The most widely understood benefit of having a multicloud strategy is the ability to leverage different cloud vendors, services and deployment models, enabling business users to create a highly optimized IT environment for better business outcomes. Over time, however, organizations have started to understand that the benefits extend far beyond just workload optimization and avoiding vendor lock-in. Let’s look at five key benefits of a multicloud strategy going beyond vendor flexibility:

  • Backing up your cloud deployments

    To start with, even cloud-based applications need to be backed up. Cloud-based applications can face a number of availability and performance issues (e.g., DDoS attacks, bandwidth problems, outages). DR therefore becomes an important part of cloud deployments. However, since DR is often an afterthought, many organizations would continue to have an on-premise DR setup, even when the majority of their applications have moved to cloud infrastructure. Having a multicloud approach allows organizations to back-up their cloud-based resources and data on other cloud service providers. This ensures that business-critical applications and data are not just backed up cost-effectively but can also handle highly fluctuating workloads and mitigate risks in the case of a crisis.

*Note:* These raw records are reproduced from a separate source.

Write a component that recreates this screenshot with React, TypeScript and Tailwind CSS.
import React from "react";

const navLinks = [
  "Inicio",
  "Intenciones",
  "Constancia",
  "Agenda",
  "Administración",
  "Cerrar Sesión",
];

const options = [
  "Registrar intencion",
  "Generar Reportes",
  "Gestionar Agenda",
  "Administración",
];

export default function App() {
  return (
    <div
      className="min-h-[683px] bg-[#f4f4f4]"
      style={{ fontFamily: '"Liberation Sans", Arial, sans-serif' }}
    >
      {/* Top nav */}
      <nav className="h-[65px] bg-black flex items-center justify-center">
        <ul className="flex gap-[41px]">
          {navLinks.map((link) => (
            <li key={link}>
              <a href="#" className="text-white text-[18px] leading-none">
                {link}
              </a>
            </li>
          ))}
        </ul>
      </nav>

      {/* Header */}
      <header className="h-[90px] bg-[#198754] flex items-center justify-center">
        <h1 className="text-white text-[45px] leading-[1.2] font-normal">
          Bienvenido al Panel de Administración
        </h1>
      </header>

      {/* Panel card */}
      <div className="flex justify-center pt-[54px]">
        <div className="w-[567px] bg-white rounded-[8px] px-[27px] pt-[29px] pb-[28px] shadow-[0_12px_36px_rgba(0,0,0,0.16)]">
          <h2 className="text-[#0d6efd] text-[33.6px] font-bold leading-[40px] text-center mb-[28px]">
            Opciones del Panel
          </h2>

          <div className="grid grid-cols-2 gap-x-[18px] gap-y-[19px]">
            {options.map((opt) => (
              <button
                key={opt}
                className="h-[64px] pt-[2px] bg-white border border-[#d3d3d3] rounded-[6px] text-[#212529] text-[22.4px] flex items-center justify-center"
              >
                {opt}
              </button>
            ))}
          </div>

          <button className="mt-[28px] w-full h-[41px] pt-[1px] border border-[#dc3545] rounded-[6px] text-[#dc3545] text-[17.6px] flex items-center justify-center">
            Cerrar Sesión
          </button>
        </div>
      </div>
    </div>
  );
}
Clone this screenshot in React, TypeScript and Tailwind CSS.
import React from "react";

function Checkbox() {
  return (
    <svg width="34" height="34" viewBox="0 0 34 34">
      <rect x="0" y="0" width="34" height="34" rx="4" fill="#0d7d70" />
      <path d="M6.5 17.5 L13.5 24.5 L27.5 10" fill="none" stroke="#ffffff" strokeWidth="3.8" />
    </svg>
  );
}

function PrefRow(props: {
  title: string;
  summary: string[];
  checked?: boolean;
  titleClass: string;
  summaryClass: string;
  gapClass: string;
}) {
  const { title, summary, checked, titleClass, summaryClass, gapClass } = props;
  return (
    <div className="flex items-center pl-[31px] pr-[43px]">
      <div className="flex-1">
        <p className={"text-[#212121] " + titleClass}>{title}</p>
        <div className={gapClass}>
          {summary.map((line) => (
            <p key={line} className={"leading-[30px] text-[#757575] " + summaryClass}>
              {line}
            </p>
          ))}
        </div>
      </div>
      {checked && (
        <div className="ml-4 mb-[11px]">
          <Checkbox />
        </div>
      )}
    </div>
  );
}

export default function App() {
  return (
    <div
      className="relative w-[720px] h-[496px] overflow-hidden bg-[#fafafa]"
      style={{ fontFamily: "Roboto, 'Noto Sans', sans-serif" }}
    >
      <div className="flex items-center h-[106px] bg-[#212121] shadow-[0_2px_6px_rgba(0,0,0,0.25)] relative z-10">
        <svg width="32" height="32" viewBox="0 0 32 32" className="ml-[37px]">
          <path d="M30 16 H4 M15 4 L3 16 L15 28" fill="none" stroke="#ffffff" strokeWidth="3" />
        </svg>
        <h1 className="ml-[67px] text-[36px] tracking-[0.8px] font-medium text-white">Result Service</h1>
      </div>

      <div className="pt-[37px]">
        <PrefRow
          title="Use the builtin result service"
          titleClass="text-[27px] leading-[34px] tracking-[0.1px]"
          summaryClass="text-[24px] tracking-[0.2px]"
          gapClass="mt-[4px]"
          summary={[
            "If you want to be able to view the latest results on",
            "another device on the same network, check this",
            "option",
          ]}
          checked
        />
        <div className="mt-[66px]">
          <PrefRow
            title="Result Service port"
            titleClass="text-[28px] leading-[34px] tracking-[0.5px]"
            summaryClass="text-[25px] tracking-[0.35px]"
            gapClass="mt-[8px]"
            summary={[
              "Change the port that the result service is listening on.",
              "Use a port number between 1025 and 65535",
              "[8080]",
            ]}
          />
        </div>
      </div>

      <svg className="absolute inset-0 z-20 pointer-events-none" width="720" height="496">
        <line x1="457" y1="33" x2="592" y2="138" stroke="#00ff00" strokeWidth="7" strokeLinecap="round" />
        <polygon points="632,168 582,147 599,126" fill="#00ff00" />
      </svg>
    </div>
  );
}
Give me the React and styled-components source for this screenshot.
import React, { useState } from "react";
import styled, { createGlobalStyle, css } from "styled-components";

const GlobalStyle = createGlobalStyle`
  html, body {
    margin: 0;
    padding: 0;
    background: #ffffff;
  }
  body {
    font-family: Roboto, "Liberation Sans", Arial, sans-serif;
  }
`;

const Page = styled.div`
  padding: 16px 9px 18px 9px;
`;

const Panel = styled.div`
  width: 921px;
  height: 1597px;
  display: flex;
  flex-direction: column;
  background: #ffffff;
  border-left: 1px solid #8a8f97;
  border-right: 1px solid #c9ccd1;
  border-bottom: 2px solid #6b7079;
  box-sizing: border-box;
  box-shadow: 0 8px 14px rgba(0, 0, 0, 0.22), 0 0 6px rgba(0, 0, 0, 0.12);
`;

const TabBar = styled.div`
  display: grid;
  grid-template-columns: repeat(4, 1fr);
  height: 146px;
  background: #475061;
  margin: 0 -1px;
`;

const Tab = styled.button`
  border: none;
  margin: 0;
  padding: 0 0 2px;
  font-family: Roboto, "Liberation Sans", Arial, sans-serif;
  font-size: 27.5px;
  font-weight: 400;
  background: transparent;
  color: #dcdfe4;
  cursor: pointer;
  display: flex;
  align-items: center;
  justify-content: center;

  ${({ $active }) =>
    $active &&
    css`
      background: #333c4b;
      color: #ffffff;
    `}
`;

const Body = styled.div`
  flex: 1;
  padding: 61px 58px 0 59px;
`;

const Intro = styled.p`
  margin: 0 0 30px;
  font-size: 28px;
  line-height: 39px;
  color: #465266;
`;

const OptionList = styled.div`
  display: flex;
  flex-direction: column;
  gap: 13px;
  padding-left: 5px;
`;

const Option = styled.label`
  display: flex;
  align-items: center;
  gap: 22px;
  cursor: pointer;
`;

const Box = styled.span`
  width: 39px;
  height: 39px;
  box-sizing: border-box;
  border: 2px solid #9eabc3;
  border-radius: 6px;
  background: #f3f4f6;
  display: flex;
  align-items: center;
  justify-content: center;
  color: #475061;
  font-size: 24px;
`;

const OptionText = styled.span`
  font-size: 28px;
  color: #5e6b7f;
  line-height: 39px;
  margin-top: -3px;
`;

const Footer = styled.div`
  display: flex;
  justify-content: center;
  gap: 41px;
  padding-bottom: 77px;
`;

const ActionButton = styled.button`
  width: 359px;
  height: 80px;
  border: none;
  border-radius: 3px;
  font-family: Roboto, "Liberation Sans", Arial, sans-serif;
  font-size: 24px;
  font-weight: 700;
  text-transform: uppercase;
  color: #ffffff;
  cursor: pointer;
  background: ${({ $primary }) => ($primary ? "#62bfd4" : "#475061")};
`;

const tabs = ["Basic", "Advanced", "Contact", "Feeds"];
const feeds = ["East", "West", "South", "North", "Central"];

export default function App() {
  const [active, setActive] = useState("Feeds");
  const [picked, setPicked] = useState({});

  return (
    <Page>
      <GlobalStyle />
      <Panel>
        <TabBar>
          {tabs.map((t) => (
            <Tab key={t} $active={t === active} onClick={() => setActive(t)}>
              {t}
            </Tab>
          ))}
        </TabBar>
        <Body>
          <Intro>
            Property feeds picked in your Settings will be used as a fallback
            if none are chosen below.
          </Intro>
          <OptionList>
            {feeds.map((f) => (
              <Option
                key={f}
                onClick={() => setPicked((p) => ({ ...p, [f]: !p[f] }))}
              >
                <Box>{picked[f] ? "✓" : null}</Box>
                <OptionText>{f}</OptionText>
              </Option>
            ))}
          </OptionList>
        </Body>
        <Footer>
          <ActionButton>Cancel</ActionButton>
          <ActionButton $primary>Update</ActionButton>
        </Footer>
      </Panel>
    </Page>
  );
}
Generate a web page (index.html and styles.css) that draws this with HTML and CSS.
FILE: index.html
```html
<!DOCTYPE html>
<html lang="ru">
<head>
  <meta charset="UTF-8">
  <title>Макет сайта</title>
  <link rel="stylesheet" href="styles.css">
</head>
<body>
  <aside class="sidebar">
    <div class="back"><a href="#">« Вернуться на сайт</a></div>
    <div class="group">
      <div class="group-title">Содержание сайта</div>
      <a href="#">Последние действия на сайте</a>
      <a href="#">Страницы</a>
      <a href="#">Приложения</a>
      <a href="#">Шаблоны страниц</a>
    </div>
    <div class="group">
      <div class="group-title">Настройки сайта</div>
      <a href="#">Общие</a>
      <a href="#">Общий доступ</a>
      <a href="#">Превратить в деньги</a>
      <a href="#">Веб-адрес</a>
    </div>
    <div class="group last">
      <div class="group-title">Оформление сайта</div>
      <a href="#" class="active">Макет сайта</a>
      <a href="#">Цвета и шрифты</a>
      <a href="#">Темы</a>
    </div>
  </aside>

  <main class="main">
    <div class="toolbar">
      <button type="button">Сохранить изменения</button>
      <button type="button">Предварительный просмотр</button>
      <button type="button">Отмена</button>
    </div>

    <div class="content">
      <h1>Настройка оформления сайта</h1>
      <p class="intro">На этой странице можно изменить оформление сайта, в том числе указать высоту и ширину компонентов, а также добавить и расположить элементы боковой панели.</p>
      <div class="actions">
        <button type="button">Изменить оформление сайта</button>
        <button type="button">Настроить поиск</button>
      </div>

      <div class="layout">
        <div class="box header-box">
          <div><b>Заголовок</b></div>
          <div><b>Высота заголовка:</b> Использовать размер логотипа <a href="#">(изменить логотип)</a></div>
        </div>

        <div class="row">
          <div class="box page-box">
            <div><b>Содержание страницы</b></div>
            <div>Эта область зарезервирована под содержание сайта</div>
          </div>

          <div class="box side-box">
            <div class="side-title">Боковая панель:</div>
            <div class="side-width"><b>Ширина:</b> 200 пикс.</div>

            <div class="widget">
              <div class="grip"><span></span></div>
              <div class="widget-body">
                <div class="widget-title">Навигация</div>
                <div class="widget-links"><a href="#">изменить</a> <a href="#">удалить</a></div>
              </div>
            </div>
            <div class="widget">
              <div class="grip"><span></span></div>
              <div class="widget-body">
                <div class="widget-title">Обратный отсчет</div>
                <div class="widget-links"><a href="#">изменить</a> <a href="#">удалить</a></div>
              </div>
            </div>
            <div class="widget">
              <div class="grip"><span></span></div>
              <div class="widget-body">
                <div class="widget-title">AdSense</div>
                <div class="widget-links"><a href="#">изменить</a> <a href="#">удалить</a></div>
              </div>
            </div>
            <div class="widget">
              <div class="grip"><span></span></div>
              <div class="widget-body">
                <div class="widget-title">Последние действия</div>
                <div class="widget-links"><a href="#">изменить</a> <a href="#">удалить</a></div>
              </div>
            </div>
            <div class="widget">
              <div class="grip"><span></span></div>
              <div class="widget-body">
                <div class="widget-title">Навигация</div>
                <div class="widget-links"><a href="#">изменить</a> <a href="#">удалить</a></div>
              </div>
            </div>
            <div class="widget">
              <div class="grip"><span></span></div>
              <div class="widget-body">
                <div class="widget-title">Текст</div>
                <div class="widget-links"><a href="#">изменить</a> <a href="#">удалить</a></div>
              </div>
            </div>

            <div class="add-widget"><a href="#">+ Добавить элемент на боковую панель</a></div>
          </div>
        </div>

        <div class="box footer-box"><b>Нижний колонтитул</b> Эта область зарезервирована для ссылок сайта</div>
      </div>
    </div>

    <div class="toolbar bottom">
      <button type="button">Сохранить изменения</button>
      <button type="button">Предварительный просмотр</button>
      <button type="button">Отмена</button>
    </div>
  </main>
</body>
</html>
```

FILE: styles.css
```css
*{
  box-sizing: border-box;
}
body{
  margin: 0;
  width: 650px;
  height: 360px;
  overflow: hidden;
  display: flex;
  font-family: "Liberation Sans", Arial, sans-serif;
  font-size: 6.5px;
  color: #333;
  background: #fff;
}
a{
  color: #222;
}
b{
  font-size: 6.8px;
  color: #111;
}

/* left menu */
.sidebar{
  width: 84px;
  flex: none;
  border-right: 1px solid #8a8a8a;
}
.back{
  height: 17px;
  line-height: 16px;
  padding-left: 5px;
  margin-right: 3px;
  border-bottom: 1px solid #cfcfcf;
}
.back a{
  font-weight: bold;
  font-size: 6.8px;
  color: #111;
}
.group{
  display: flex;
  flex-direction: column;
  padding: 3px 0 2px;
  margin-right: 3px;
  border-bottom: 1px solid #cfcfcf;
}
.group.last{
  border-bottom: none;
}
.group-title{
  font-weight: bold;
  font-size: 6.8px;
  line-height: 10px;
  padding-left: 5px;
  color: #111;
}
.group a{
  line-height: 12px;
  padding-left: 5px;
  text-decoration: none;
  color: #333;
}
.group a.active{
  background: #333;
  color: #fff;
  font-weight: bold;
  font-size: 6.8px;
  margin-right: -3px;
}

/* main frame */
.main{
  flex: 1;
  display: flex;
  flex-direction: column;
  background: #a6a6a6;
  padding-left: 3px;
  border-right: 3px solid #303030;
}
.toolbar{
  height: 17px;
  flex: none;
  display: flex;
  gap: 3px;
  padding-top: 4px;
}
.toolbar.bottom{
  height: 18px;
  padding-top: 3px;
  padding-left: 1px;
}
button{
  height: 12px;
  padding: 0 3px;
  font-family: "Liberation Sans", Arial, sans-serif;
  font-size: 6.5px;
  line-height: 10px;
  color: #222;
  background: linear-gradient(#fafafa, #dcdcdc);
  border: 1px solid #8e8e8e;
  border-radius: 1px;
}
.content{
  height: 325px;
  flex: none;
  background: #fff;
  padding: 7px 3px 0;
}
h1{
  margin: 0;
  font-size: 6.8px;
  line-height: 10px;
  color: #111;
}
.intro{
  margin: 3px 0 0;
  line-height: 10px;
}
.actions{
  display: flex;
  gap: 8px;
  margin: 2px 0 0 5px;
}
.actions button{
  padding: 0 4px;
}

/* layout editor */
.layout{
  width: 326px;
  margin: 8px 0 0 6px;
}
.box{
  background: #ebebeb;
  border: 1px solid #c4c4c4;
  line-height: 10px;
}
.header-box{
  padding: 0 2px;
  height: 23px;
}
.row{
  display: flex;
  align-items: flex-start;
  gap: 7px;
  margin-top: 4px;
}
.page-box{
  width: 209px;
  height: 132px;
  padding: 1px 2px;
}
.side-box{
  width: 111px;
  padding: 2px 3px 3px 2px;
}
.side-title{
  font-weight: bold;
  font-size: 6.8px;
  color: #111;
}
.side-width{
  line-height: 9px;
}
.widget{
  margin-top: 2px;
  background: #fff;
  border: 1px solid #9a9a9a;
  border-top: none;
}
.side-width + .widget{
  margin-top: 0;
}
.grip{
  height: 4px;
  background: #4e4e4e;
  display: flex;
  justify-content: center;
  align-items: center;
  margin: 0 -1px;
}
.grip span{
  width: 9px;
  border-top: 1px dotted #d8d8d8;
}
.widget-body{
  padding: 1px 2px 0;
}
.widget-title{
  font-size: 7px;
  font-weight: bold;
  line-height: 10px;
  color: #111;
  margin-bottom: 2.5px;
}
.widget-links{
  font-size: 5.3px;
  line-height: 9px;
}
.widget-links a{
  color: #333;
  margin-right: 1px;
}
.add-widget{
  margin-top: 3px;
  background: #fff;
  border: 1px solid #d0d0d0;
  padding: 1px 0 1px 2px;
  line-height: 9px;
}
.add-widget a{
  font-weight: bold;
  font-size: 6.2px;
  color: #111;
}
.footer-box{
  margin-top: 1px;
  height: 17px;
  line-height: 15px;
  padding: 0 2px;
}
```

  • Benefitting from a vendor-neutral strategy

    While avoiding vendor lock-in is seen to be a major factor for multicloud adoption, organizations stand to gain a great deal from creating a vendor-neutral cloud strategy. This would ensure that IT teams have the flexibility to discontinue or replace cloud vendors if they don’t adhere to performance needs. Since the probability of vendor lock-in is minimized greatly, companies are in a stronger position to negotiate prices and performance expectations with their cloud vendors.

    To achieve this, companies need to put together a uniform set of standards, KPIs, service levels and reporting tools for all their cloud service providers. They would also need to work towards an interoperable, API driven environment that allows seamless transfer of data between different cloud environments and applications. Using an enterprise-grade and vendor-agnostic cloud management platform (CMP), like the one offered by NTT, goes a long way to helping organizations create a vendor-neutral multicloud strategy.

  • Leveraging microservices and APIs for greater business flexibility

    Having a microservice-based architecture allows business users and stakeholders to access ‘business services’ in a virtualized, multicloud environment. It also gives IT teams the flexibility to modify existing services and develop new ones, without worrying about the choice of cloud-platform, vendor, deployment model or technology stack used.

    This microservices architecture is supported by a robust, API-driven integration approach. APIs simplify the integration of microservices, applications and data across cloud platforms, as well as on-premise legacy systems. Using an API-driven approach, IT teams can effectively create a common set of guidelines for business users to access data, add resources or create new instances, irrespective of the deployment mode or cloud service provider.

  • Creating business-focused IT teams

    With a multicloud, microservices and API strategy, IT teams can potentially help business users choose optimal services for their needs, and not just provision resources. As companies move to multicloud environments (with robust cloud management platforms in place), the IT organization will start moving away from resource management / maintenance and take up more business focused roles such as performance analysis, cloud vendor strategy, cost management, workload optimization, data governance and business service orchestration.

  • Simplifying IT governance

    Historically, we’ve seen traditional IT environment become extremely complex over time, due to new product / service introductions, M&A scenarios, businesses scaling up, budget constraints and dependency on a single technology stack for all IT needs. Most legacy IT environments have not been able to keep pace with fast-growing markets and continuously changing customer expectations. For larger organizations with huge, monolithic systems, doing a complete overhaul is nearly impossible, and enhancements are therefore incremental and iterative. Governing this complex legacy environment, therefore becomes a challenge in itself.

    Contrary to what many believe, a multicloud environment would be much simpler to manage and govern as compared to traditional, on-premise environments. With a strong, API-driven architecture, adding new functionality, creating new business services or adding scale becomes simple and seamless for users. Since a vast majority of IT resources are on cloud infrastructure, it becomes very easy to expand the existing governance framework (e.g., security, accessibility, performance monitoring, analytics, provisioning, identity management, etc.).

The new multicloud environment will definitely bring with it a few new challenges such as coping with new tools, developing new skills, integration issues, workload mapping, data transformation, security and effective change management. It also adds a new level of complexity to the existing IT environment, where IT teams will need to manage the legacy environment and the new multicloud environment simultaneously. However, the benefits outweigh these initial concerns by a long way. In the near future, adopting a multicloud approach might not be a matter of choice anymore, but actually become imperative to the organization’s business strategy.